While art and music communities have limited interaction, the symbiosis between these groups is apparent in the work of Austin street artist, Federico Archuleta. Known as El Federico, this artist combines elements of graffiti with stencil art techniques to produce musically influenced murals found on many Austin music venues and record shops.
Starting first in his job doing window displays for the now defunct Tower Records, El Federico began creating large-scale stencil art on the storefront. His first well known piece was a portrait of Johnny Cash featuring Heaven and Hell motifs. Eventually the storefront became covered with El Federico’s work including portraits of ZZ Top, Buddy Holly, Lightnin’ Hopkins, Willie Nelson, Bob Dylan and Janis Joplin. As El Federico’s fame grew, so did his commissions. Today, collections of his work are featured on the walls of Austin’s infamous Hole in the Wall Club; the used record store, Cheapo Discs; and in dive bars such as the Legendary White Swan Lounge. While most of his work is painted on exterior walls, the Hole in the Wall stage is decorated with a version of the Johnny Cash portrait and the South by Southwest Music Conference owns a number of portable pieces. Austin’s latino music festival, the Pachanga Fest, also decorates its venue with El Federico’s art.

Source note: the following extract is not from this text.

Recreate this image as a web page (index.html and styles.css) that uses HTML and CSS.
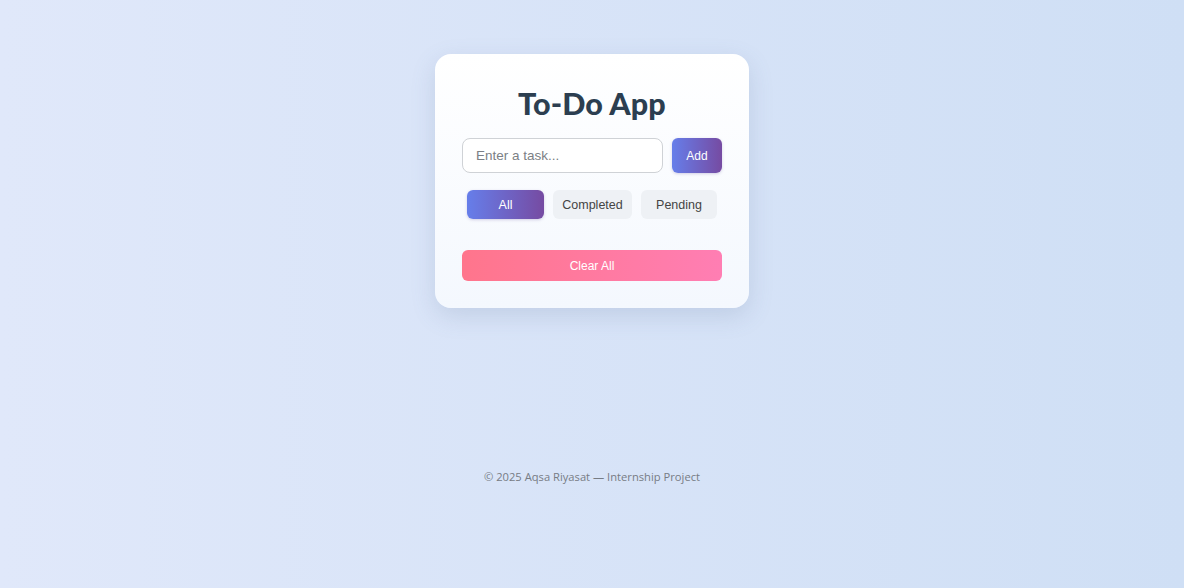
FILE: index.html
```html
<!DOCTYPE html>
<html lang="en">
<head>
<meta charset="utf-8">
<title>To-Do App</title>
<link rel="stylesheet" href="styles.css">
</head>
<body>
<main class="page">
  <section class="card">
    <h1 class="title">To-Do App</h1>
    <div class="add-row">
      <input class="task-input" type="text" placeholder="Enter a task...">
      <button class="btn-add">Add</button>
    </div>
    <div class="filters">
      <button class="filter active">All</button>
      <button class="filter">Completed</button>
      <button class="filter">Pending</button>
    </div>
    <ul class="list"></ul>
    <button class="btn-clear">Clear All</button>
  </section>
  <footer class="footer">© 2025 Aqsa Riyasat — Internship Project</footer>
</main>
</body>
</html>
```
FILE: styles.css
```css
* { box-sizing: border-box; }
html, body { height: 100%; }
body {
  margin: 0;
  font-family: "Liberation Sans", Arial, sans-serif;
  background: linear-gradient(90deg, #e0e8fa 0%, #cfdff5 100%);
}
.page {
  display: flex;
  flex-direction: column;
  align-items: center;
  padding-top: 54px;
}
.card {
  width: 314px;
  padding: 30px 27px 27px;
  border-radius: 16px;
  background: linear-gradient(180deg, #ffffff 0%, #f4f8fe 100%);
  box-shadow: 0 8px 24px rgba(90, 110, 150, 0.18);
}
.title {
  margin: 0 0 16px;
  text-align: center;
  font-family: Lato, "Open Sans", sans-serif;
  font-weight: 900;
  font-size: 30.5px;
  letter-spacing: 0.1px;
  line-height: 38px;
  color: #2c3e50;
}
.add-row {
  display: flex;
  gap: 9px;
  margin-bottom: 17px;
}
.task-input {
  flex: 1;
  height: 35px;
  min-width: 0;
  padding: 0 13px;
  border: 1px solid #cfd2d6;
  border-radius: 8px;
  background: #fff;
  font-family: "Liberation Sans", Arial, sans-serif;
  font-size: 13.5px;
  color: #333;
  outline: none;
}
.task-input::placeholder { color: #7b7f85; }
.btn-add {
  width: 50px;
  height: 35px;
  border: 0;
  border-radius: 6px;
  background: linear-gradient(90deg, #667eea 0%, #764ba2 100%);
  color: #fff;
  font-family: "Liberation Sans", Arial, sans-serif;
  font-size: 12px;
  box-shadow: 0 1px 3px rgba(90, 70, 150, 0.25);
}
.filters {
  display: flex;
  justify-content: center;
  gap: 9px;
  margin-bottom: 31px;
}
.filter {
  height: 29px;
  border: 0;
  border-radius: 6px;
  background: #eef1f5;
  color: #444;
  font-family: "Liberation Sans", Arial, sans-serif;
  font-size: 12.5px;
  padding: 0;
}
.filter:nth-child(1) { width: 77px; }
.filter:nth-child(2) { width: 79px; }
.filter:nth-child(3) { width: 76px; }
.filter.active {
  background: linear-gradient(90deg, #667eea 0%, #764ba2 100%);
  color: #fff;
  box-shadow: 0 1px 3px rgba(90, 70, 150, 0.25);
}
.list { margin: 0; padding: 0; list-style: none; }
.btn-clear {
  display: block;
  width: 100%;
  height: 31px;
  border: 0;
  border-radius: 6px;
  background: linear-gradient(90deg, #ff758c 0%, #ff7eb3 100%);
  color: #fff;
  font-family: "Liberation Sans", Arial, sans-serif;
  font-size: 12px;
}
.footer {
  margin-top: 161px;
  font-family: "Open Sans", sans-serif;
  font-size: 11.2px;
  line-height: 16px;
  color: #777c84;
}
```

El Federico does not cite artists as his major influence, rather he believes that rock n’ roll and rock n’ roll album covers are his major influence. He likes to work in public spaces because of the instant feedback he gets from passersby, and much of the material for his art comes also from the streets as he like to use ‘dumpster dive cardboard’ to create his stencils. El Federico says that “its something within mankind to express ourselves on walls, and stencil art was originally done by cavemen who would put dye in their mouths and spit it out over their hands to leave impressions of their hands on walls.” His desire to put his art out on streets and bars is to help break the mindset held by most people that art is only found in museums.